(begin)

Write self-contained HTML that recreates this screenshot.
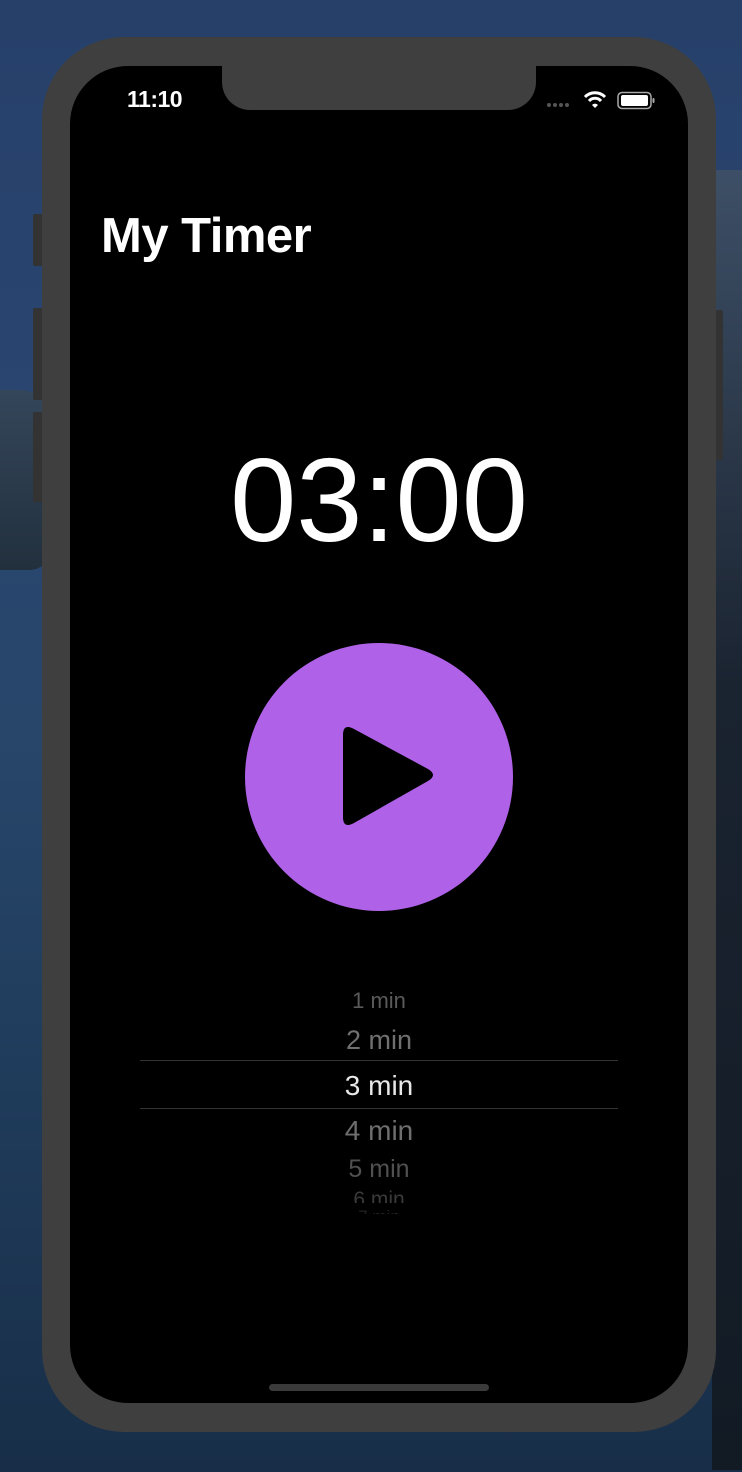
<!DOCTYPE html>
<html><head><meta charset="utf-8"><style>
html,body{margin:0;padding:0}
body{width:742px;height:1472px;position:relative;overflow:hidden;background:linear-gradient(180deg,#26406a 0%,#2a4670 30%,#27466a 50%,#1f3b5a 75%,#182e48 100%);font-family:"Liberation Sans",sans-serif}
.rock{position:absolute;left:0;top:390px;width:50px;height:180px;background:linear-gradient(180deg,#34465a,#22303e);border-radius:0 30px 20px 0}
.rock2{position:absolute;right:0;top:170px;width:30px;height:1300px;background:linear-gradient(180deg,#3d4f66,#1a2330 40%,#121a24)}
.phone{position:absolute;left:42px;top:37px;width:674px;height:1395px;background:#3f3f3f;border-radius:82px}
.btn{position:absolute;background:#333;border-radius:2px}
.screen{position:absolute;left:70px;top:66px;width:618px;height:1337px;background:#000;border-radius:58px;overflow:hidden}
.notch{position:absolute;left:152px;top:0;width:314px;height:44px;background:#3f3f3f;border-radius:0 0 28px 28px}
.time{position:absolute;left:57px;top:20px;color:#fff;font-size:23px;font-weight:bold;letter-spacing:-0.5px}
.title{position:absolute;left:31px;top:142px;color:#fff;font-size:49px;font-weight:bold;letter-spacing:-0.5px}
.big{position:absolute;left:0;width:618px;top:365px;text-align:center;color:#fff;font-size:119px;line-height:140px}
.play{position:absolute;left:175px;top:577px;width:268px;height:268px;border-radius:50%;background:#af62e8}
.pick{position:absolute;left:0;width:618px;text-align:center;color:#fff}
.line{position:absolute;left:70px;width:478px;height:1px;background:#333}
</style></head><body>
<div class="rock"></div><div class="rock2"></div>
<div class="btn" style="left:33px;top:214px;width:10px;height:52px"></div>
<div class="btn" style="left:33px;top:308px;width:10px;height:92px"></div>
<div class="btn" style="left:33px;top:412px;width:10px;height:90px"></div>
<div class="btn" style="left:715px;top:310px;width:8px;height:150px"></div>
<div class="phone"></div>
<div class="screen">
<div class="notch"></div>
<div class="time">11:10</div>
<svg style="position:absolute;left:476px;top:24px" width="110" height="22" viewBox="0 0 110 22">
<g fill="#555"><circle cx="3" cy="15" r="2"/><circle cx="9" cy="15" r="2"/><circle cx="15" cy="15" r="2"/><circle cx="21" cy="15" r="2"/></g>
<path d="M39 7 A14 14 0 0 1 59 7" stroke="#fff" stroke-width="3" fill="none"/>
<path d="M43 11 A8 8 0 0 1 55 11" stroke="#fff" stroke-width="3" fill="none"/>
<path d="M46 15 L49 18 L52 15 A4 4 0 0 0 46 15Z" fill="#fff"/>
<rect x="72" y="2.5" width="33" height="16" rx="4" fill="none" stroke="#aaa" stroke-width="1.5"/>
<rect x="75" y="5" width="27" height="11" rx="2" fill="#fff"/>
<rect x="106.5" y="8" width="2" height="5" rx="1" fill="#aaa"/>
</svg>
<div class="title">My Timer</div>
<div class="big">03:00</div>
<div class="play"><svg width="268" height="268" viewBox="0 0 268 268"><path d="M98 92 Q98 80 109 86 L183 126 Q193 132 183 138 L109 180 Q98 186 98 174 Z" fill="#000"/></svg></div>
<div class="pick" style="top:922px;font-size:22px;color:#5a5a5a">1 min</div>
<div class="pick" style="top:959px;font-size:27px;color:#707070">2 min</div>
<div class="line" style="top:994px"></div>
<div class="pick" style="top:1004px;font-size:28px;color:#e8e8e8">3 min</div>
<div class="line" style="top:1042px"></div>
<div class="pick" style="top:1049px;font-size:28px;color:#6e6e6e">4 min</div>
<div class="pick" style="top:1089px;font-size:25px;color:#505050">5 min</div>
<div class="pick" style="top:1122px;font-size:21px;color:#3a3a3a;height:15px;overflow:hidden">6 min</div>
<div class="pick" style="top:1141px;font-size:17px;color:#222;height:7px;overflow:hidden">7 min</div>
<div style="position:absolute;left:199px;top:1318px;width:220px;height:7px;border-radius:4px;background:#3a3a3a"></div>
</div>
</body></html>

(end)

Exercise brief: Output a faithful copy of the data, with each picture left out.

Output:
Write self-contained HTML that recreates this screenshot.
<!DOCTYPE html>
<html><head><meta charset="utf-8"><style>
html,body{margin:0;padding:0}
body{width:742px;height:1472px;position:relative;overflow:hidden;background:linear-gradient(180deg,#26406a 0%,#2a4670 30%,#27466a 50%,#1f3b5a 75%,#182e48 100%);font-family:"Liberation Sans",sans-serif}
.rock{position:absolute;left:0;top:390px;width:50px;height:180px;background:linear-gradient(180deg,#34465a,#22303e);border-radius:0 30px 20px 0}
.rock2{position:absolute;right:0;top:170px;width:30px;height:1300px;background:linear-gradient(180deg,#3d4f66,#1a2330 40%,#121a24)}
.phone{position:absolute;left:42px;top:37px;width:674px;height:1395px;background:#3f3f3f;border-radius:82px}
.btn{position:absolute;background:#333;border-radius:2px}
.screen{position:absolute;left:70px;top:66px;width:618px;height:1337px;background:#000;border-radius:58px;overflow:hidden}
.notch{position:absolute;left:152px;top:0;width:314px;height:44px;background:#3f3f3f;border-radius:0 0 28px 28px}
.time{position:absolute;left:57px;top:20px;color:#fff;font-size:23px;font-weight:bold;letter-spacing:-0.5px}
.title{position:absolute;left:31px;top:142px;color:#fff;font-size:49px;font-weight:bold;letter-spacing:-0.5px}
.big{position:absolute;left:0;width:618px;top:365px;text-align:center;color:#fff;font-size:119px;line-height:140px}
.play{position:absolute;left:175px;top:577px;width:268px;height:268px;border-radius:50%;background:#af62e8}
.pick{position:absolute;left:0;width:618px;text-align:center;color:#fff}
.line{position:absolute;left:70px;width:478px;height:1px;background:#333}
</style></head><body>
<div class="rock"></div><div class="rock2"></div>
<div class="btn" style="left:33px;top:214px;width:10px;height:52px"></div>
<div class="btn" style="left:33px;top:308px;width:10px;height:92px"></div>
<div class="btn" style="left:33px;top:412px;width:10px;height:90px"></div>
<div class="btn" style="left:715px;top:310px;width:8px;height:150px"></div>
<div class="phone"></div>
<div class="screen">
<div class="notch"></div>
<div class="time">11:10</div>
<svg style="position:absolute;left:476px;top:24px" width="110" height="22" viewBox="0 0 110 22">
<g fill="#555"><circle cx="3" cy="15" r="2"/><circle cx="9" cy="15" r="2"/><circle cx="15" cy="15" r="2"/><circle cx="21" cy="15" r="2"/></g>
<path d="M39 7 A14 14 0 0 1 59 7" stroke="#fff" stroke-width="3" fill="none"/>
<path d="M43 11 A8 8 0 0 1 55 11" stroke="#fff" stroke-width="3" fill="none"/>
<path d="M46 15 L49 18 L52 15 A4 4 0 0 0 46 15Z" fill="#fff"/>
<rect x="72" y="2.5" width="33" height="16" rx="4" fill="none" stroke="#aaa" stroke-width="1.5"/>
<rect x="75" y="5" width="27" height="11" rx="2" fill="#fff"/>
<rect x="106.5" y="8" width="2" height="5" rx="1" fill="#aaa"/>
</svg>
<div class="title">My Timer</div>
<div class="big">03:00</div>
<div class="play"><svg width="268" height="268" viewBox="0 0 268 268"><path d="M98 92 Q98 80 109 86 L183 126 Q193 132 183 138 L109 180 Q98 186 98 174 Z" fill="#000"/></svg></div>
<div class="pick" style="top:922px;font-size:22px;color:#5a5a5a">1 min</div>
<div class="pick" style="top:959px;font-size:27px;color:#707070">2 min</div>
<div class="line" style="top:994px"></div>
<div class="pick" style="top:1004px;font-size:28px;color:#e8e8e8">3 min</div>
<div class="line" style="top:1042px"></div>
<div class="pick" style="top:1049px;font-size:28px;color:#6e6e6e">4 min</div>
<div class="pick" style="top:1089px;font-size:25px;color:#505050">5 min</div>
<div class="pick" style="top:1122px;font-size:21px;color:#3a3a3a;height:15px;overflow:hidden">6 min</div>
<div class="pick" style="top:1141px;font-size:17px;color:#222;height:7px;overflow:hidden">7 min</div>
<div style="position:absolute;left:199px;top:1318px;width:220px;height:7px;border-radius:4px;background:#3a3a3a"></div>
</div>
</body></html>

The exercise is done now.